The series that brought her to wider attention, the Mother Nature canvases begun around 2010, established the signature approach that collectors and critics have since come to regard as distinctly hers. Working at speed, using a process of dynamic mark making that involves rapid, full body gestures across large format surfaces, Fridriks builds up atmospheric fields of layered color that simultaneously suggest geological strata, cosmic weather, and pure painterly feeling. The velocity of her method is not theatrical: it is technical, a means of capturing something that slower, more deliberate handling would inevitably lose. Among the works that most clearly articulate her ambition, the Stendhal Syndrome series occupies a special place.

Katrin Fridriks
Classic golden awareness
The title itself is telling: Stendhal Syndrome refers to the overwhelming physical and emotional response that can occur when confronting great art or natural beauty, a kind of aesthetic vertigo. That Fridriks would choose this as her conceptual frame is entirely coherent. Her paintings are designed to produce exactly that response, to overwhelm the viewer's defenses and deliver something felt before it is understood. "Stendhal Syndrome Silver" from 2013 and "Stendhal Syndrome No.

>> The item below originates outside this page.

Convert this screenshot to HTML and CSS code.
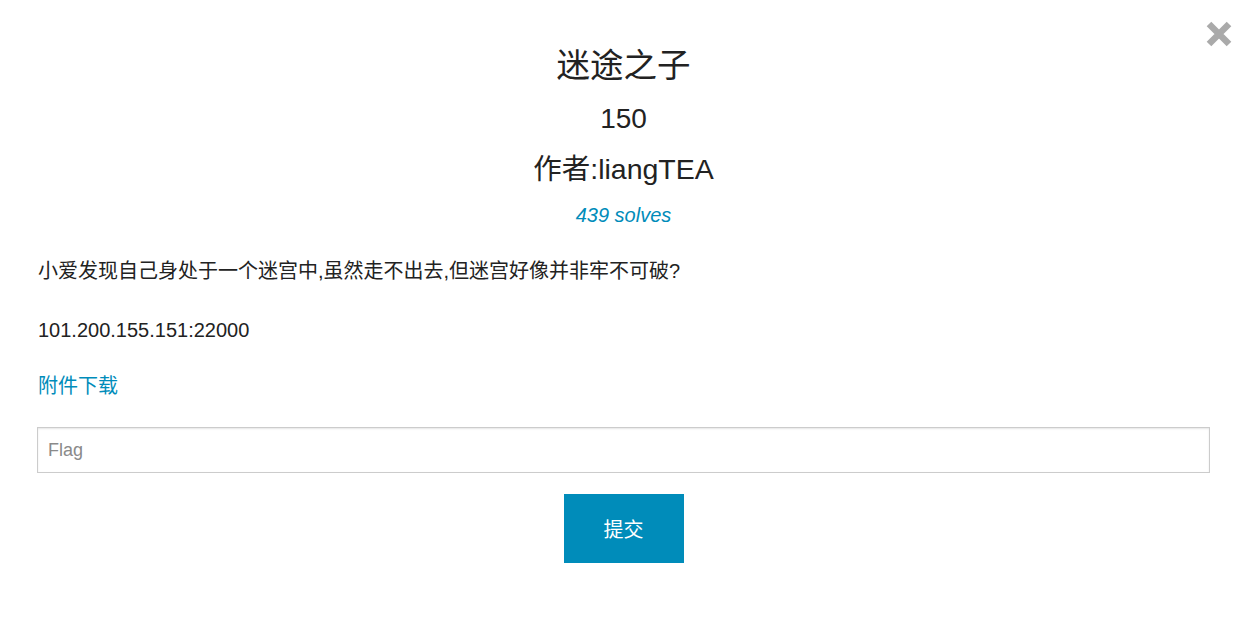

7" from 2009 demonstrate the range she commands within a single thematic framework, moving between cool metallic luminosity and warmer, more turbulent compositional fields. The Interstellar Stargate from 2018 extends her reach outward from geology into cosmology, reflecting an ongoing expansion of her conceptual vocabulary without abandoning the core energy of her practice. The Mother Nature series, including works such as "Mothernature N56," "Mother Nature No. 20," and "Mothernature Awakening Force," forms the emotional heart of her output.

Katrin Fridriks
Bells Are Ringing Nr. 14, 2011
These canvases engage directly with questions of environmental force and natural transformation at a moment when such themes carry enormous cultural and political weight. Fridriks does not illustrate these concerns: she embodies them. The paintings feel like events rather than representations, occurrences of color and movement that carry the same unmistakable authority as weather. This is a difficult thing to achieve in abstract painting, where the temptation toward mere decoration or empty gesture is always present, and it speaks to the seriousness of her training and the depth of her commitment that she navigates this terrain with such consistent success.

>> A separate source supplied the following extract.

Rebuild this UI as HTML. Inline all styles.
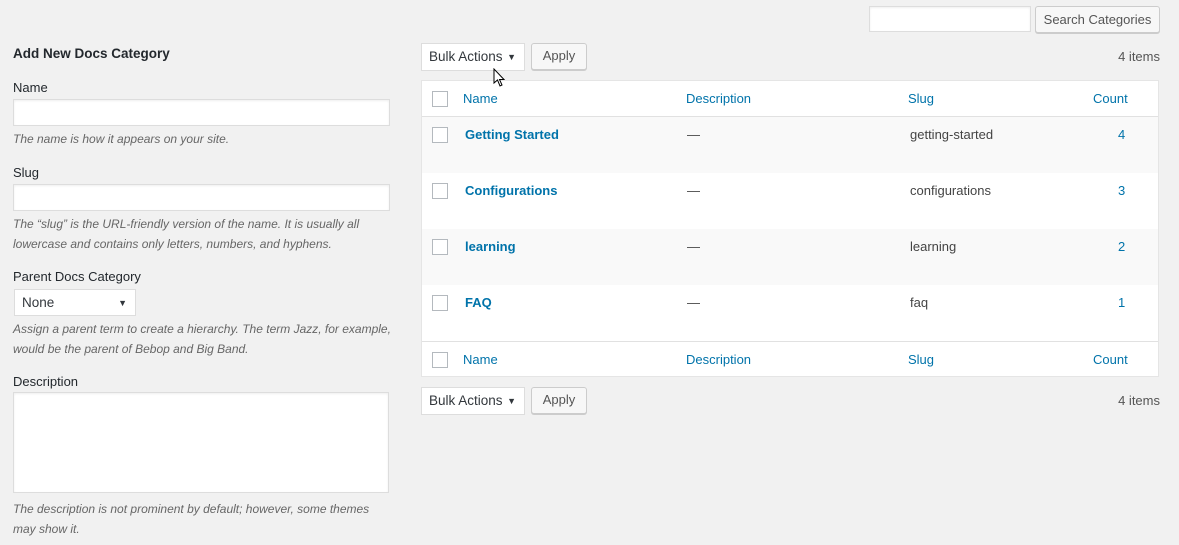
<!DOCTYPE html>
<html><head><meta charset="utf-8"><style>
*{box-sizing:border-box;margin:0;padding:0}
body{width:1179px;height:545px;background:#f1f1f1;font-family:"Liberation Sans",sans-serif;font-size:13px;color:#444;position:relative;overflow:hidden}
.a{position:absolute}
.lbl{font-size:13px;color:#23282d}
.inp{background:#fff;border:1px solid #ddd;box-shadow:inset 0 1px 2px rgba(0,0,0,.07)}
.hint{font-style:italic;color:#666;font-size:12px;line-height:20px}
.btn{background:#f7f7f7;border:1px solid #ccc;border-radius:3px;box-shadow:0 1px 0 #ccc;color:#555;font-size:13px;text-align:center;line-height:24px}
.sel{background:#fff;border:1px solid #ddd;color:#32373c;font-size:13.5px;padding-left:7px;line-height:26px}
.sel:after{content:"▼";position:absolute;right:8px;top:0;font-size:9px}
.tbl{left:421px;width:738px;background:#fff;border:1px solid #e5e5e5}
.row{position:absolute;left:0;width:736px;height:56px}
.cb{position:absolute;left:10px;width:16px;height:16px;border:1px solid #b4b9be;background:#fff}
.lnk{color:#0073aa}
.b{font-weight:bold;font-size:13px}
.h{font-size:13px}
</style></head><body>
<div class="a inp" style="left:869px;top:6px;width:162px;height:26px"></div>
<div class="a btn" style="left:1035px;top:6px;width:125px;height:27px;line-height:25px">Search Categories</div>

<div class="a" style="left:13px;top:46px;font-size:13.5px;font-weight:bold;color:#23282d">Add New Docs Category</div>
<div class="a lbl" style="left:13px;top:80px">Name</div>
<div class="a inp" style="left:13px;top:99px;width:377px;height:27px"></div>
<div class="a hint" style="left:13px;top:129px">The name is how it appears on your site.</div>
<div class="a lbl" style="left:13px;top:165px">Slug</div>
<div class="a inp" style="left:13px;top:184px;width:377px;height:27px"></div>
<div class="a hint" style="left:13px;top:214px">The “slug” is the URL-friendly version of the name. It is usually all<br>lowercase and contains only letters, numbers, and hyphens.</div>
<div class="a lbl" style="left:13px;top:269px">Parent Docs Category</div>
<div class="a sel" style="left:14px;top:289px;width:122px;height:27px">None</div>
<div class="a hint" style="left:13px;top:319px">Assign a parent term to create a hierarchy. The term Jazz, for example,<br>would be the parent of Bebop and Big Band.</div>
<div class="a lbl" style="left:13px;top:374px">Description</div>
<div class="a inp" style="left:13px;top:392px;width:376px;height:101px"></div>
<div class="a hint" style="left:13px;top:499px">The description is not prominent by default; however, some themes<br>may show it.</div>

<div class="a sel" style="left:421px;top:43px;width:104px;height:28px">Bulk Actions</div>
<div class="a btn" style="left:531px;top:43px;width:56px;height:27px">Apply</div>
<div class="a" style="right:19px;top:49px;color:#555">4 items</div>

<div class="a tbl" style="top:80px;height:297px">
 <div class="row" style="top:0;height:36px;border-bottom:1px solid #e1e1e1">
  <div class="cb" style="top:10px"></div>
  <div class="a lnk h" style="left:41px;top:10px">Name</div>
  <div class="a lnk h" style="left:264px;top:10px">Description</div>
  <div class="a lnk h" style="left:486px;top:10px">Slug</div>
  <div class="a lnk h" style="left:671px;top:10px">Count</div>
 </div>
 <div class="row" style="top:36px;background:#f9f9f9"><div class="cb" style="top:10px"></div><div class="a lnk b" style="left:43px;top:10px">Getting Started</div><div class="a" style="left:265px;top:10px">—</div><div class="a" style="left:488px;top:10px">getting-started</div><div class="a lnk" style="left:696px;top:10px">4</div></div>
 <div class="row" style="top:92px"><div class="cb" style="top:10px"></div><div class="a lnk b" style="left:43px;top:10px">Configurations</div><div class="a" style="left:265px;top:10px">—</div><div class="a" style="left:488px;top:10px">configurations</div><div class="a lnk" style="left:696px;top:10px">3</div></div>
 <div class="row" style="top:148px;background:#f9f9f9"><div class="cb" style="top:10px"></div><div class="a lnk b" style="left:43px;top:10px">learning</div><div class="a" style="left:265px;top:10px">—</div><div class="a" style="left:488px;top:10px">learning</div><div class="a lnk" style="left:696px;top:10px">2</div></div>
 <div class="row" style="top:204px"><div class="cb" style="top:10px"></div><div class="a lnk b" style="left:43px;top:10px">FAQ</div><div class="a" style="left:265px;top:10px">—</div><div class="a" style="left:488px;top:10px">faq</div><div class="a lnk" style="left:696px;top:10px">1</div></div>
 <div class="row" style="top:260px;height:36px;border-top:1px solid #e1e1e1">
  <div class="cb" style="top:10px"></div>
  <div class="a lnk h" style="left:41px;top:10px">Name</div>
  <div class="a lnk h" style="left:264px;top:10px">Description</div>
  <div class="a lnk h" style="left:486px;top:10px">Slug</div>
  <div class="a lnk h" style="left:671px;top:10px">Count</div>
 </div>
</div>

<div class="a sel" style="left:421px;top:387px;width:104px;height:28px">Bulk Actions</div>
<div class="a btn" style="left:531px;top:387px;width:56px;height:27px">Apply</div>
<div class="a" style="right:19px;top:393px;color:#555">4 items</div>

<svg class="a" style="left:493px;top:68px" width="14" height="20" viewBox="0 0 14 20"><path d="M1 1 L1 15 L4.5 12 L7 18 L9 17 L6.5 11.5 L11 11.5 Z" fill="#fff" stroke="#000" stroke-width="1"/></svg>
</body></html>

For collectors, Fridriks offers a genuinely compelling proposition. Her works exist at the intersection of several currents that serious collectors currently find most vital: the return of painting as a primary medium, the growing market for abstraction that carries conceptual weight, and a particular appetite for artists whose work connects contemporary concerns with enduring natural and philosophical questions. Her use of acrylic on canvas and related supports gives her works a physical presence that photographs and digital reproductions simply cannot capture. Collectors who have acquired her paintings frequently speak of the way they change in different light conditions, the layered surfaces revealing new depths and movements as the quality of illumination shifts.

Katrin Fridriks
Mothernature N56, 2011
This quality of sustained discovery is one of the marks of serious work, and it rewards long term ownership in ways that more immediately legible art does not. In the context of art history, Fridriks belongs to a tradition of Northern European and Scandinavian abstraction that stretches back through artists such as Asger Jorn and the CoBrA movement, through the action painting traditions of postwar America that her gestural approach clearly acknowledges, and forward into a contemporary moment shaped by artists like Cecily Brown and Mark Bradford, whose practices also negotiate between raw painterly energy and conceptual seriousness. What distinguishes Fridriks within this lineage is the specifically geological and environmental quality of her imagery, the sense that her paintings are not about landscape but are themselves landscape, not representations of natural force but instances of it. Katrin Fridriks matters today because she has built a body of work that holds its ground in a crowded and demanding field.
Her paintings do not make concessions to trend or to easy legibility. They ask something of the viewer: attention, patience, a willingness to be affected rather than simply entertained. In an art world that sometimes seems to reward the clever and the ironic above all else, there is something bracing and genuinely exciting about an artist who stakes everything on the proposition that painting can still move us, that color and gesture and physical scale can still reach something essential in human experience. For collectors seeking work that will remain vital across years and decades, and for anyone who believes that art at its best is a form of encounter with what is most alive in the world, Katrin Fridriks is an artist whose moment is emphatically now.